The Ilisu Dam Campaign and seven other UK and international groups have today (Tuesday 2/10) released a 200-page response to the environmental impact report (EIAR) on the proposed Ilisu Dam in Turkey (1).

UK campaigners have also been advised that UK support for the Ilisu project could be in violation of the Human Rights Act.

The campaigners' report is a devastating critique of the proposed dam and the EIAR, and reveals:
- that dam planners do not yet know exactly how many people will be affected and have not said where and how they will be resettled; previous official estimates put the number of those affected at 78,000 people, the majority of them Kurds;
- that on resettlement issues alone, the dam would break 15 international guidelines on 75 counts;
- even with proposed water treatment plants, there is still a high risk that the dam will lead to the poisoning of the Tigris River, risking the health of the local population;
- that independent analysis of the EIAR's own figures reveal that the dam threatens to cut off downstream water flows to Syria and Iraq in periods of drought;
- and that each of the UK government's five self-imposed conditions for supporting the dam have still to be met (2).

The government will decide whether to support the dam with $200m of export credit guarantees within the next month. Its decision will be based on the EIAR, on public comments and expert advice.

UK campaigners have strong reason to believe that UK support for the Ilisu project would be in violation of the Human Rights Act, as it would bring about human rights violations in Turkey.

"With the publication of our report, we are issuing a challenge to the government - drop this project now or we believe there will be strong grounds for a legal challenge," said Kurdish Human Rights Project Director Kerim Yildiz.

"The environmental report, on which the government will base its decision, is so bad as to be embarrassing," said Nicholas Hildyard of the Ilisu Dam Campaign. "It is contradictory, incomplete, partial and in many places wildly inaccurate. In some areas - especially those that touch on the security situation in the Ilisu region - we question whether the report has been censored by Turkish authorities," he said.

"On the basis of this EIA, the UK government cannot - morally or legally - support this dam," he said.

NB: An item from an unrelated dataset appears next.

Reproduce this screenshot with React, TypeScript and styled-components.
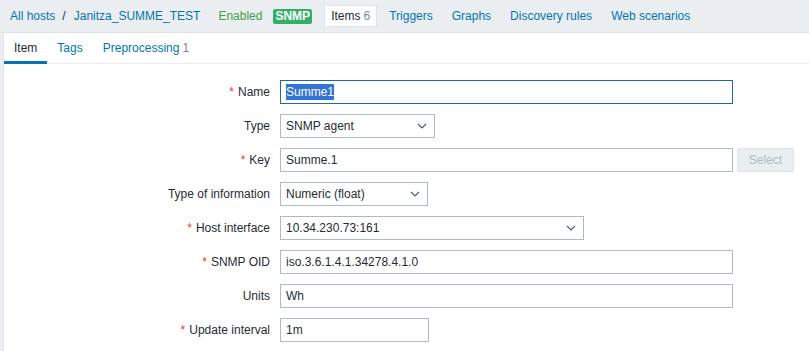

The campaigners' submission to five of the governments considering support for Ilisu, including the UK, US, Italy, Switzerland and Germany, covers the resettlement, cultural heritage, hydrological, and water quality impacts of the dam; and a
critique of the environmental report's analysis of alternatives to the dam. The submission also includes a plea from Southeast Turkey's Diyarbakir Bar Association to reject the dam.

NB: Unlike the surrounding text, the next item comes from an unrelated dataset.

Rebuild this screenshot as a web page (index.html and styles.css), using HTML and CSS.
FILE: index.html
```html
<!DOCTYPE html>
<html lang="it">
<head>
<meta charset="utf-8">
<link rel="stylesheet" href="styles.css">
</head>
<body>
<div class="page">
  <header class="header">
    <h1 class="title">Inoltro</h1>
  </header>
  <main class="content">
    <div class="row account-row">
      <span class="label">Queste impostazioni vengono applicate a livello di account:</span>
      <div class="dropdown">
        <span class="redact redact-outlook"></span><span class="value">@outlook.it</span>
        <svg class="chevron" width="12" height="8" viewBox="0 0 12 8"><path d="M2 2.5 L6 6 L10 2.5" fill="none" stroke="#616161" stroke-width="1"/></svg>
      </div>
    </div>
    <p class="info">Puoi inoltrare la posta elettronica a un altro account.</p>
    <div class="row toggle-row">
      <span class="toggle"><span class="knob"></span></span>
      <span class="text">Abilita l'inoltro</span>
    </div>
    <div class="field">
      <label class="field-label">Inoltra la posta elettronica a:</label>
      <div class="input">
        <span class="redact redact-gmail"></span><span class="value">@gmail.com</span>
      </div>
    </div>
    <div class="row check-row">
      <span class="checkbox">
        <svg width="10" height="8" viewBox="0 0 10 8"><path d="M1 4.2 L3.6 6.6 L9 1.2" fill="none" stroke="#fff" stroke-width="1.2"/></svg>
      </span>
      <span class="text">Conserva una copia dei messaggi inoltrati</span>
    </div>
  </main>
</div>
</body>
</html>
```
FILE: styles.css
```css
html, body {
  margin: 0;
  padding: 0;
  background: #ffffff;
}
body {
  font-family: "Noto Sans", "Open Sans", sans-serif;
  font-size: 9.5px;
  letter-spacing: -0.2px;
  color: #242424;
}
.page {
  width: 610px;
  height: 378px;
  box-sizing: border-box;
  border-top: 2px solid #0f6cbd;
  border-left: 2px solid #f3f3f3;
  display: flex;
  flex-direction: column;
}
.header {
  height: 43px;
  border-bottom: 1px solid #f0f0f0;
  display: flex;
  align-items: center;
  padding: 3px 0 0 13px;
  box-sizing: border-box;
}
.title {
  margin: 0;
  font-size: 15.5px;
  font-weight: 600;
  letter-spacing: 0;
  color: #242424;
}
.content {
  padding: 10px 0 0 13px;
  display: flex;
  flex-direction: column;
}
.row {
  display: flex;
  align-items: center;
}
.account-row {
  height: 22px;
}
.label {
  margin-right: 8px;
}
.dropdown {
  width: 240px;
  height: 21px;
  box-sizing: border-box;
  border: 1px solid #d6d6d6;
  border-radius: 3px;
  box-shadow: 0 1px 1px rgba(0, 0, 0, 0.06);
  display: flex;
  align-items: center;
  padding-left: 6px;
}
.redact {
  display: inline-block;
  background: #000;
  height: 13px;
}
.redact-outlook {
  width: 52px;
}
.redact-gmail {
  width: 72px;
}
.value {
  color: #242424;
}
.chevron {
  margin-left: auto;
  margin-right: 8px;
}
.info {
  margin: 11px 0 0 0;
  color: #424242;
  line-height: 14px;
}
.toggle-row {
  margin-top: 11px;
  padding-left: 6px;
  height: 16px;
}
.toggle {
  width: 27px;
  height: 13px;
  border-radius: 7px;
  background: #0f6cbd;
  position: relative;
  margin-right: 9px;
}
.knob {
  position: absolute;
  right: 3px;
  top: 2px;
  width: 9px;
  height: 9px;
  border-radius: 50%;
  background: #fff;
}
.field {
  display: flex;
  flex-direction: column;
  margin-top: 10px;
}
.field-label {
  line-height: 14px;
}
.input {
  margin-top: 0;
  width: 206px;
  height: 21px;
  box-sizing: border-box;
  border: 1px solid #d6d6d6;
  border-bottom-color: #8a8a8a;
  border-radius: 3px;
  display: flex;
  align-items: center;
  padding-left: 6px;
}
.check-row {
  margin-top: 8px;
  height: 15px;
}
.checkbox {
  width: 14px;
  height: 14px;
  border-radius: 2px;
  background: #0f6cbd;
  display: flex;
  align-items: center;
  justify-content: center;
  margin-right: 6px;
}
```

The EIAR was published only in English - and was therefore inaccessible to the vast majority of affected people.

NOTES FOR EDITORS

1. The groups submitting the report include: Ilisu Dam Campaign (UK), Corner House Research (UK), the Kurdish Human Rights Project (UK), Friends of the Earth (England, Wales and Northern Ireland), Berne Declaration (Switzerland), Campaign An Eye on SACE (Italy), Pacific Environment (US) and World Economy Ecology and Development (Germany).
2. The government's five conditions include:
- Draw up a resettlement programme which reflects internationally
accepted practice and includes independent monitoring;
- Make provision for upstream water treatment plants capable of
ensuring that water quality is maintained;
- Give an assurance that adequate downstream water flows will be
maintained at all times;
- Produce a detailed plan to preserve as much of the archaeological
heritage of Hasankeyf as possible;
- A published assurance that the required consultation of
neighbouring States has been carried out by the Turkish authorities.